In the Christian tradition, Jesus says "for this is My blood of the covenant, which is poured out for many for forgiveness of sins." [Matthew 26:28] In the pagan tradition, each year Dionysus is symbolically torn apart* in the cutting and stamping of grapes, buried in a cave (typically in a cask), and in spring is "reborn in spirit", literally.

Dionysus also famously "returned from the East" after his resurrection. (Some accounts have him returning from the South, but in both cases he was regarded as a foreign god. This is part of the reason Pentheus, "Divine Agony", rejects him.) Jesus "was from the East" from a Greek perspective, certainly foreign, and came to Greece through the Apostle Paul.

From a mythological perspective, these gods are both "liminal", meaning that they move between worlds, in this case, life/death or earth/heaven.

Dionysus is also known as "twice born" because he was first carried by his mother, Semele, and then removed on her death and borne in Zeus' thigh until his second birth. Jesus is often regarded as having been "born again" and the term is still used today in many Christian sects to describe adherents.


*The sacrifice of Dionysus is sometimes referred to as the sparagmos where he is torn apart and eaten by Titans.
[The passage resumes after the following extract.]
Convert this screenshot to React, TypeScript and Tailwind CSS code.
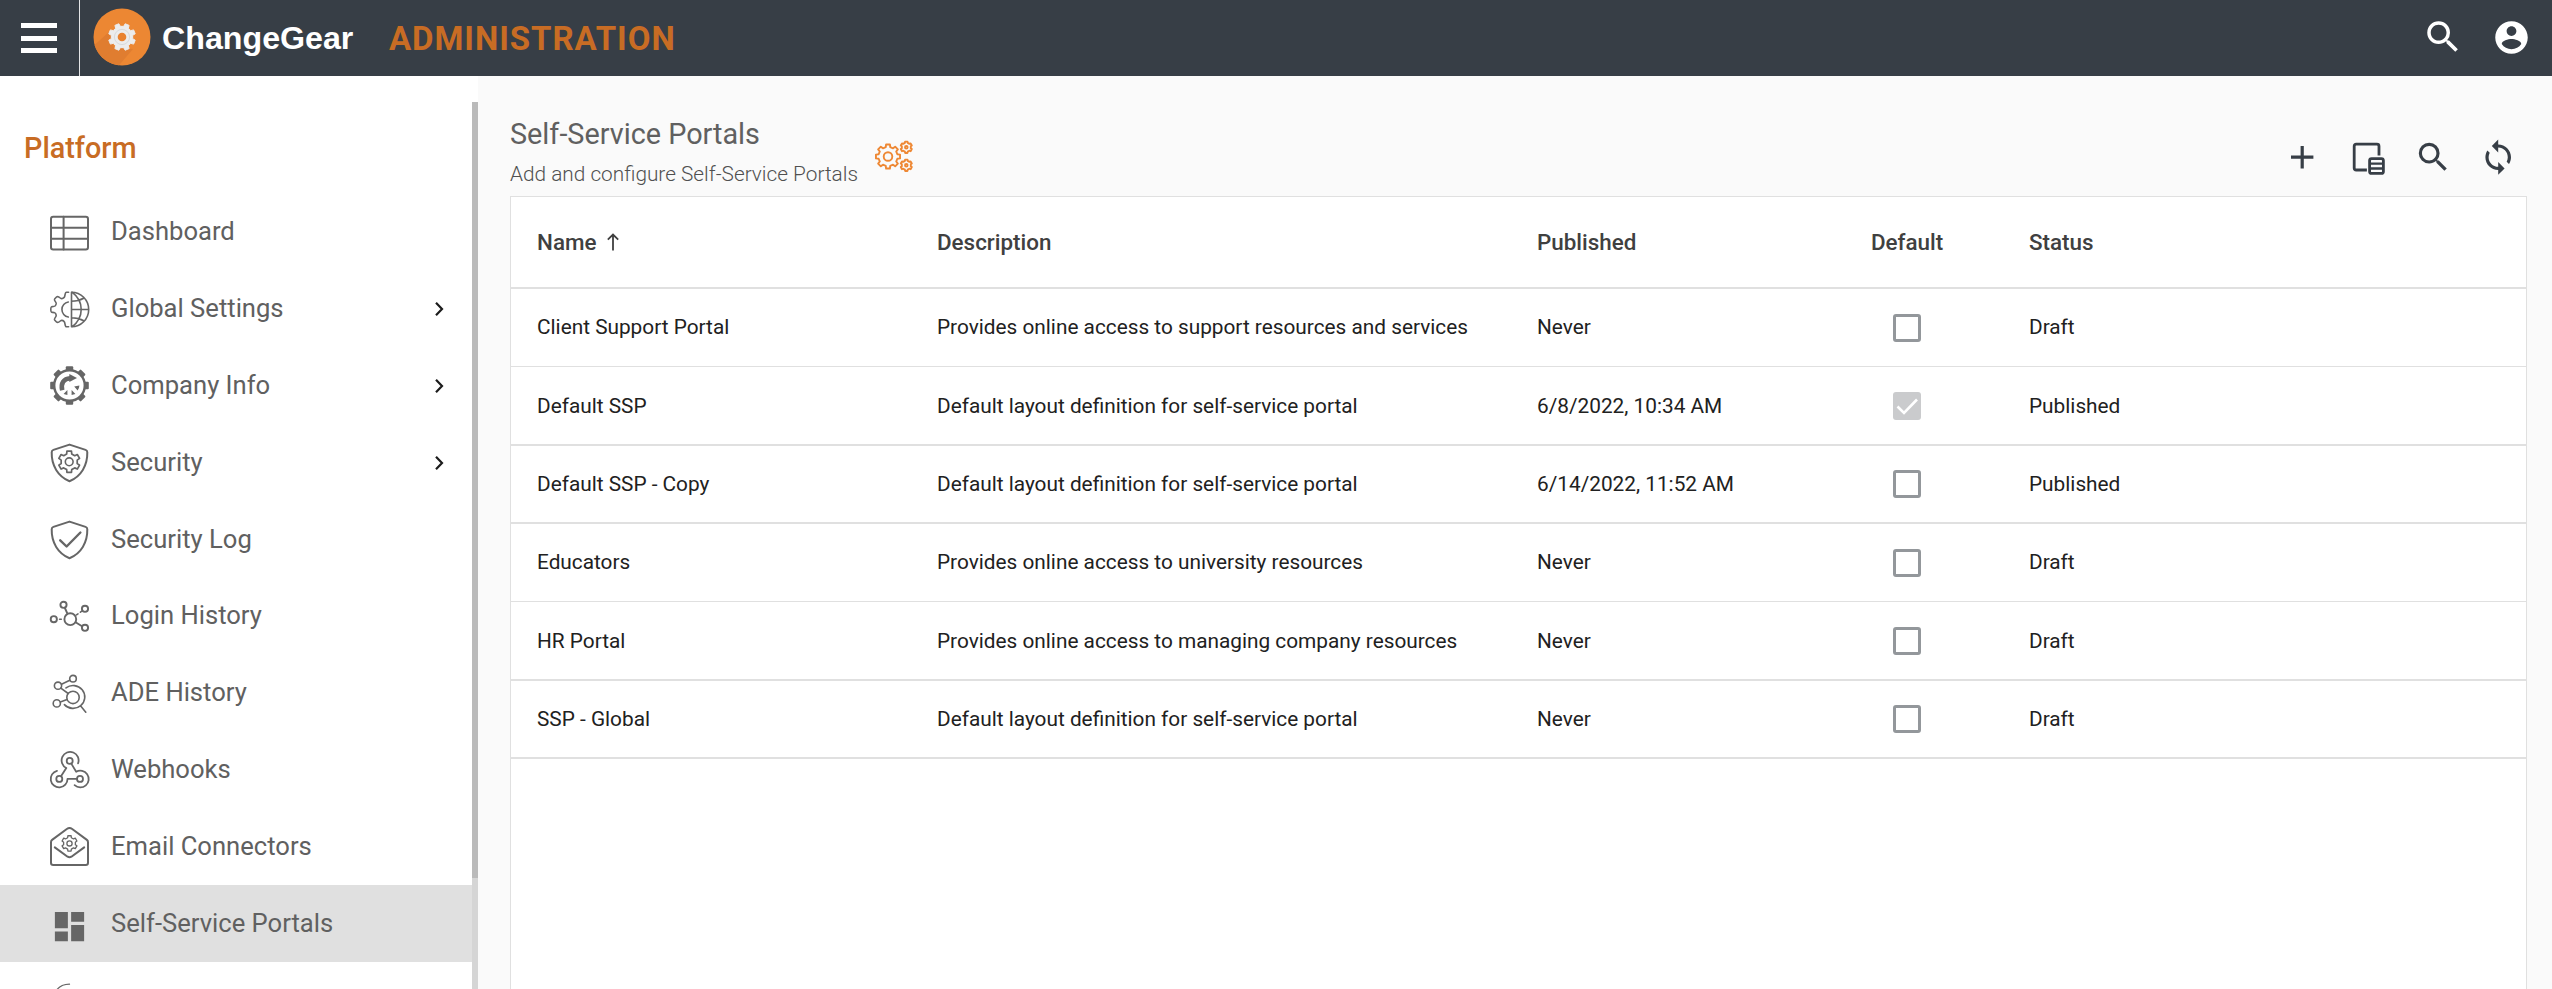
import React from "react";
import { MdAdd, MdDashboard, MdSearch } from "react-icons/md";

/** Builds the outline of a cog with n teeth round (cx, cy). */
function cog(cx: number, cy: number, outer: number, inner: number, n: number, phase = 0): string {
  const step = (Math.PI * 2) / n;
  const pts: string[] = [];
  for (let i = 0; i < n; i++) {
    const a = i * step + phase - Math.PI / 2;
    const corners: [number, number][] = [
      [a - step * 0.3, inner],
      [a - step * 0.2, outer],
      [a + step * 0.2, outer],
      [a + step * 0.3, inner],
    ];
    for (const [t, r] of corners) {
      pts.push(`${(cx + Math.cos(t) * r).toFixed(2)} ${(cy + Math.sin(t) * r).toFixed(2)}`);
    }
  }
  return `M${pts.join("L")}Z`;
}

function Glyph({ children, width = 2 }: { children: React.ReactNode; width?: number }) {
  return (
    <svg
      viewBox="0 0 39 39"
      className="size-[39px] shrink-0 overflow-visible"
      fill="none"
      stroke="#666666"
      strokeWidth={width}
      strokeLinecap="round"
      strokeLinejoin="round"
    >
      {children}
    </svg>
  );
}

const SHIELD =
  "M19.5 1.6L35.6 6.9Q37.3 7.5 37.3 9.3C37.6 22.5 31 33.5 19.5 38.2C8 33.5 1.4 22.5 1.7 9.3Q1.7 7.5 3.4 6.9Z";

const DashboardIcon = () => (
  <Glyph>
    <rect x="1" y="3.8" width="37" height="32.6" rx="2.2" />
    <path d="M1 14.7H38M1 25.8H38M13.6 3.8V36.5" />
  </Glyph>
);

const GlobalIcon = () => (
  <Glyph width={1.6}>
    <path d="M18.6 2.2H16.5C14.6 2.2 15.4 6.3 14.2 7.4C13 8.6 11.5 9 10.3 8C8.7 6.6 7.6 6 6.5 7L4.6 9C3.5 10.2 6.4 12 6.2 13.7C5.8 16.2 5 16.6 2.5 16.6C1 16.6 .8 17.2 .8 19.5C.8 21.8 1 22.4 2.5 22.4C5 22.4 5.8 22.8 6.2 25.3C6.4 27 3.5 28.8 4.6 30L6.5 32C7.6 33 8.7 32.4 10.3 31C11.5 30 13 30.4 14.2 31.6C15.4 32.7 14.6 36.8 16.5 36.8H18.6" />
    <path d="M18.3 12A7.6 7.6 0 0 0 18.3 27" />
    <path d="M21.5 2.2V36.8A17.2 17.3 0 0 0 21.5 2.2M21.5 19.5H38.6M22 2.2Q31.2 9 31.2 19.5T22 36.8M21.5 11.2Q28.5 11.2 34.2 8M21.5 27.8Q28.5 27.8 34.2 31" />
  </Glyph>
);

const CompanyIcon = () => (
  <Glyph>
    <circle cx="19.5" cy="19.5" r="15.3" strokeWidth="2.4" />
    {[0, 45, 90, 135, 180, 225, 270, 315].map((a) => (
      <path key={a} d="M15.8 4V1.2Q15.8 .2 16.8 .2H22.2Q23.2 .2 23.2 1.2V4Z" fill="#666666" stroke="none" transform={`rotate(${a} 19.5 19.5)`} />
    ))}
    <path d="M12.2 24.2C10.6 17.5 13.6 12.6 20.2 12.2" strokeWidth="4.6" strokeLinecap="butt" />
    <path d="M19.3 8L27 12L19.3 16Z" fill="#666666" stroke="none" />
    <path d="M13.6 27.9L17.4 24V28.9ZM25.4 27.9L21.6 24V28.9ZM29.4 19.6L24.2 20.4L27.6 24.4Q29.3 22.5 29.4 19.6Z" fill="#666666" stroke="none" />
  </Glyph>
);

const SecurityIcon = () => (
  <Glyph>
    <path d={SHIELD} />
    <path d={cog(19.2, 18.8, 10.9, 8.2, 6)} strokeWidth="1.7" />
    <circle cx="19.2" cy="18.8" r="3.9" strokeWidth="1.6" />
  </Glyph>
);

const SecurityLogIcon = () => (
  <Glyph>
    <path d={SHIELD} />
    <path d="M10.2 20.3L16.6 26.5L30.4 12.5" strokeWidth="2.4" />
  </Glyph>
);

const LoginIcon = () => (
  <Glyph width={1.9}>
    <circle cx="20.3" cy="22.2" r="5.9" />
    <circle cx="13.5" cy="7.8" r="3.1" />
    <circle cx="35" cy="11.8" r="3.1" />
    <circle cx="3.8" cy="22.2" r="3.1" />
    <circle cx="35" cy="30.8" r="3.1" />
    <path d="M14.9 11L17.4 16.6M25.6 25.2L32 29.2" />
    <path d="M26.5 17.9L28 16.9M30.4 15.2L31.9 14.1M9.6 22.2H11.3" strokeWidth="1.6" />
  </Glyph>
);

const AdeIcon = () => (
  <Glyph width={1.6}>
    <circle cx="23" cy="4.7" r="3.3" />
    <circle cx="8" cy="11.7" r="3.6" />
    <circle cx="6.8" cy="29.4" r="3.6" />
    <circle cx="23" cy="23.4" r="6.2" />
    <path d="M11.5 10.3L19.8 6.3M10.8 14.2L18.2 19.5M10.4 28L17 25.6" />
    <path d="M16 13.9A11.7 11.4 0 1 1 14.4 30.6M30.7 32L35.8 38.2" />
  </Glyph>
);

const WebhookIcon = () => (
  <Glyph width={1.8}>
    <circle cx="19.7" cy="10.9" r="3" />
    <circle cx="9.3" cy="28.9" r="3" />
    <circle cx="30" cy="28.9" r="3" />
    <path d="M28.1 13.3A8.5 8.5 0 1 0 16.3 18L11 26.2" />
    <path d="M7 20.8A8.4 8.4 0 1 0 17.5 28.9H27" />
    <path d="M21.3 13.6L26.2 21.7A8.4 8.4 0 1 1 24.6 35.2" />
  </Glyph>
);

const EmailIcon = () => (
  <Glyph>
    <path d="M1 15.2Q1 13.7 2.1 12.9L16.8 2Q19.5 .2 22.2 2L36.9 12.9Q38 13.7 38 15.2V35.8Q38 38 35.8 38H3.2Q1 38 1 35.8Z" />
    <path d="M4.8 20.4L17.6 29.7Q19.5 30.9 21.4 29.7L34.2 20.4" />
    <path d={cog(19.5, 16.4, 7.8, 6, 6)} strokeWidth="1.3" />
    <circle cx="19.5" cy="16.4" r="2.6" strokeWidth="1.3" />
  </Glyph>
);

const PortalsIcon = () => <MdDashboard className="relative top-[3px] size-[39px] shrink-0 text-[#666666]" />;

const NextIcon = () => (
  <Glyph width={1.3}>
    <path d="M7 8.6Q11 3.4 19.5 3.2M18 8.6H21" />
  </Glyph>
);

const MENU: { label: string; Icon: () => React.ReactElement; nested?: boolean; active?: boolean }[] = [
  { label: "Dashboard", Icon: DashboardIcon },
  { label: "Global Settings", Icon: GlobalIcon, nested: true },
  { label: "Company Info", Icon: CompanyIcon, nested: true },
  { label: "Security", Icon: SecurityIcon, nested: true },
  { label: "Security Log", Icon: SecurityLogIcon },
  { label: "Login History", Icon: LoginIcon },
  { label: "ADE History", Icon: AdeIcon },
  { label: "Webhooks", Icon: WebhookIcon },
  { label: "Email Connectors", Icon: EmailIcon },
  { label: "Self-Service Portals", Icon: PortalsIcon, active: true },
  { label: "", Icon: NextIcon },
];

function Header() {
  return (
    <header className="flex h-[76px] shrink-0 items-center bg-[#373e46]">
      <div className="flex h-full w-20 items-center border-r border-[#e4e5e6] pl-[21px]">
        <div className="flex w-9 flex-col gap-[7.5px]">
          <span className="h-[5px] bg-white" />
          <span className="h-[5px] bg-white" />
          <span className="h-[5px] bg-white" />
        </div>
      </div>
      <svg viewBox="0 0 58 58" className="relative -top-px ml-[13px] size-[58px]">
        <circle cx="29" cy="29" r="28.5" fill="#ec8733" />
        <path d="M19 39L7.5 47.5A28.5 28.5 0 0 0 26 57.3L40 41Z" fill="#e07d30" />
        <path d="M17 23L1.5 37A28.5 28.5 0 0 0 10 50L21 40Z" fill="#e07d30" />
        <path d={cog(29, 29, 13.6, 10.8, 8, Math.PI / 8)} fill="#ececec" stroke="#ececec" strokeLinejoin="round" />
        <circle cx="29" cy="29" r="7.6" fill="none" stroke="#d9dadb" strokeWidth="1" />
        <circle cx="29" cy="29" r="4.3" fill="#e9822f" />
      </svg>
      <span className="ml-[11px] w-[227px] font-['Liberation_Sans',sans-serif] text-[32.2px] leading-none font-bold text-white">ChangeGear</span>
      <span className="text-[33px] leading-none font-bold tracking-[0.95px] text-[#c86c24]">ADMINISTRATION</span>
      <div className="mr-[21px] ml-auto flex items-center gap-7 text-white">
        <MdSearch className="relative -top-px size-[42px]" />
        <svg viewBox="0 0 24 24" className="relative -top-px size-[39px]" fill="currentColor">
          <path d="M12 2C6.48 2 2 6.48 2 12s4.48 10 10 10 10-4.48 10-10S17.52 2 12 2zm0 3c1.66 0 3 1.34 3 3s-1.34 3-3 3-3-1.34-3-3 1.34-3 3-3zm0 14.2c-2.5 0-4.71-1.28-6-3.22.03-1.99 4-3.08 6-3.08 1.99 0 5.97 1.09 6 3.08-1.29 1.94-3.5 3.22-6 3.22z" />
        </svg>
      </div>
    </header>
  );
}

function Sidebar() {
  return (
    <aside className="flex w-[478px] shrink-0 bg-white pt-[26px]">
      <div className="w-[472px] overflow-hidden">
        <h2 className="flex h-[91.9px] items-center pl-6 text-[28.8px] leading-none font-medium text-[#c86c24]">Platform</h2>
        <ul>
          {MENU.map(({ label, Icon, nested, active }, i) => (
            <li
              key={i}
              className={`flex h-[76.8px] items-center pr-[27px] pl-[50px] ${active ? "bg-[#e0e0e0]" : ""}`}
            >
              <Icon />
              <span className="ml-[22px] text-[25.6px] leading-none text-[#606060]">{label}</span>
              {nested && (
                <svg viewBox="0 0 12 16" className="ml-auto h-4 w-3" fill="none" stroke="#1c1c1c" strokeWidth="2.2">
                  <path d="M3 1.8L9 8L3 14.2" />
                </svg>
              )}
            </li>
          ))}
        </ul>
      </div>
      <div className="w-1.5 bg-[#d5d5d5]">
        <div className="h-[776px] bg-[#bababa]" />
      </div>
    </aside>
  );
}

const ROWS = [
  { name: "Client Support Portal", description: "Provides online access to support resources and services", published: "Never", checked: false, status: "Draft", line: "h-[78px] border-b" },
  { name: "Default SSP", description: "Default layout definition for self-service portal", published: "6/8/2022, 10:34 AM", checked: true, status: "Published", line: "h-[79px] border-b-2 pt-px" },
  { name: "Default SSP - Copy", description: "Default layout definition for self-service portal", published: "6/14/2022, 11:52 AM", checked: false, status: "Published", line: "h-[78px] border-b-2" },
  { name: "Educators", description: "Provides online access to university resources", published: "Never", checked: false, status: "Draft", line: "h-[78px] border-b" },
  { name: "HR Portal", description: "Provides online access to managing company resources", published: "Never", checked: false, status: "Draft", line: "h-[79px] border-b-2 pt-px" },
  { name: "SSP - Global", description: "Default layout definition for self-service portal", published: "Never", checked: false, status: "Draft", line: "h-[78px] border-b-2" },
];

const GRID = "grid grid-cols-[400px_600px_334px_158px_1fr] items-center pl-[26px] leading-none";

function Checkbox({ checked }: { checked: boolean }) {
  if (!checked) return <span className="ml-[22px] size-7 rounded-[3px] border-[3px] border-[#93979b]" />;
  return (
    <span className="ml-[22px] size-7 rounded-[3px] bg-[#cacbcd]">
      <svg viewBox="0 0 28 28" fill="none" stroke="#ffffff" strokeWidth="2.6">
        <path d="M4.5 14.5L11 21L24 7.5" />
      </svg>
    </span>
  );
}

function Table() {
  return (
    <div className="mr-[25px] flex-1 border border-b-0 border-[#e0e0e0] bg-white">
      <div className={`${GRID} h-[92px] border-b-2 border-[#e0e0e0] text-[22.4px] font-medium text-[#404040]`}>
        <span className="flex items-center">
          Name
          <svg viewBox="0 0 14 18" className="ml-2.5 h-[18px] w-3.5" fill="none" stroke="#404040" strokeWidth="1.8">
            <path d="M7 17.5V2M1.8 6.6L7 1.5L12.2 6.6" />
          </svg>
        </span>
        <span>Description</span>
        <span>Published</span>
        <span>Default</span>
        <span>Status</span>
      </div>
      {ROWS.map((r) => (
        <div key={r.name} className={`${GRID} ${r.line} border-[#e0e0e0] text-[20.8px] text-[#212121]`}>
          <span>{r.name}</span>
          <span>{r.description}</span>
          <span>{r.published}</span>
          <Checkbox checked={r.checked} />
          <span>{r.status}</span>
        </div>
      ))}
    </div>
  );
}

function Toolbar() {
  return (
    <div className="mt-[19px] mr-[34.6px] ml-auto flex items-center gap-[27px] text-[#373e46]">
      <MdAdd className="size-[38.4px]" />
      <svg viewBox="0 0 38.4 38.4" className="size-[38.4px] overflow-visible" fill="none" stroke="currentColor" strokeWidth="2.8" strokeLinecap="butt" strokeLinejoin="round">
        <path d="M18.9 32H8.2Q6.2 32 6.2 30V8.2Q6.2 6.2 8.2 6.2H29Q31 6.2 31 8.2V17.6" />
        <rect x="21.6" y="20.6" width="13.8" height="14.8" rx="2" />
        <path d="M21.6 25.6H35.4M21.6 30.5H35.4" strokeWidth="2.4" />
      </svg>
      <MdSearch className="size-[38.4px]" />
      <svg viewBox="0 0 24 24" className="size-[38.4px]" fill="currentColor">
        <path d="M12 4V1L8 5l4 4V6c3.31 0 6 2.69 6 6 0 1.01-.25 1.97-.7 2.8l1.46 1.46C19.54 15.03 20 13.57 20 12c0-4.42-3.58-8-8-8zm0 14c-3.31 0-6-2.69-6-6 0-1.01.25-1.97.7-2.8L5.24 7.74C4.46 8.97 4 10.43 4 12c0 4.42 3.58 8 8 8v3l4-4-4-4v3z" />
      </svg>
    </div>
  );
}

export default function App() {
  return (
    <div className="flex h-[989px] w-full flex-col overflow-hidden bg-[#fafafa] font-[Roboto,sans-serif]">
      <Header />
      <div className="flex min-h-0 flex-1">
        <Sidebar />
        <main className="flex flex-1 flex-col pl-8">
          <div className="flex h-[120px] shrink-0 items-start pt-[43px]">
            <div>
              <h1 className="text-[28.8px] leading-[30px] text-[#606060]">Self-Service Portals</h1>
              <p className="mt-[13px] text-[20.8px] leading-6 font-light text-[#505050]">Add and configure Self-Service Portals</p>
            </div>
            <svg viewBox="0 0 38 31" className="mt-[22px] ml-[17px] h-[31px] w-[38px] overflow-visible" fill="none" stroke="#ee8834" strokeWidth="1.9" strokeLinejoin="round">
              <path d={cog(13, 15.5, 12.2, 9.6, 8)} />
              <circle cx="13" cy="15.5" r="4.3" />
              <path d={cog(31.3, 6.3, 5.8, 4.6, 6)} />
              <circle cx="31.3" cy="6.3" r="1.3" />
              <path d={cog(31.3, 24.3, 5.8, 4.6, 6)} />
              <circle cx="31.3" cy="24.3" r="1.3" />
            </svg>
            <Toolbar />
          </div>
          <Table />
        </main>
      </div>
    </div>
  );
}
This event in commemorated in the Bacchae, which has a religious function--Greek dramas were presented at the Festival of Dionysus.

You may find this verse from TS Eliot interesting:

"The dripping blood our only drink,
The bloody flesh our only food:
In spite of which we like to think
That we are sound, substantial flesh and blood—
Again, in spite of that, we call this Friday good."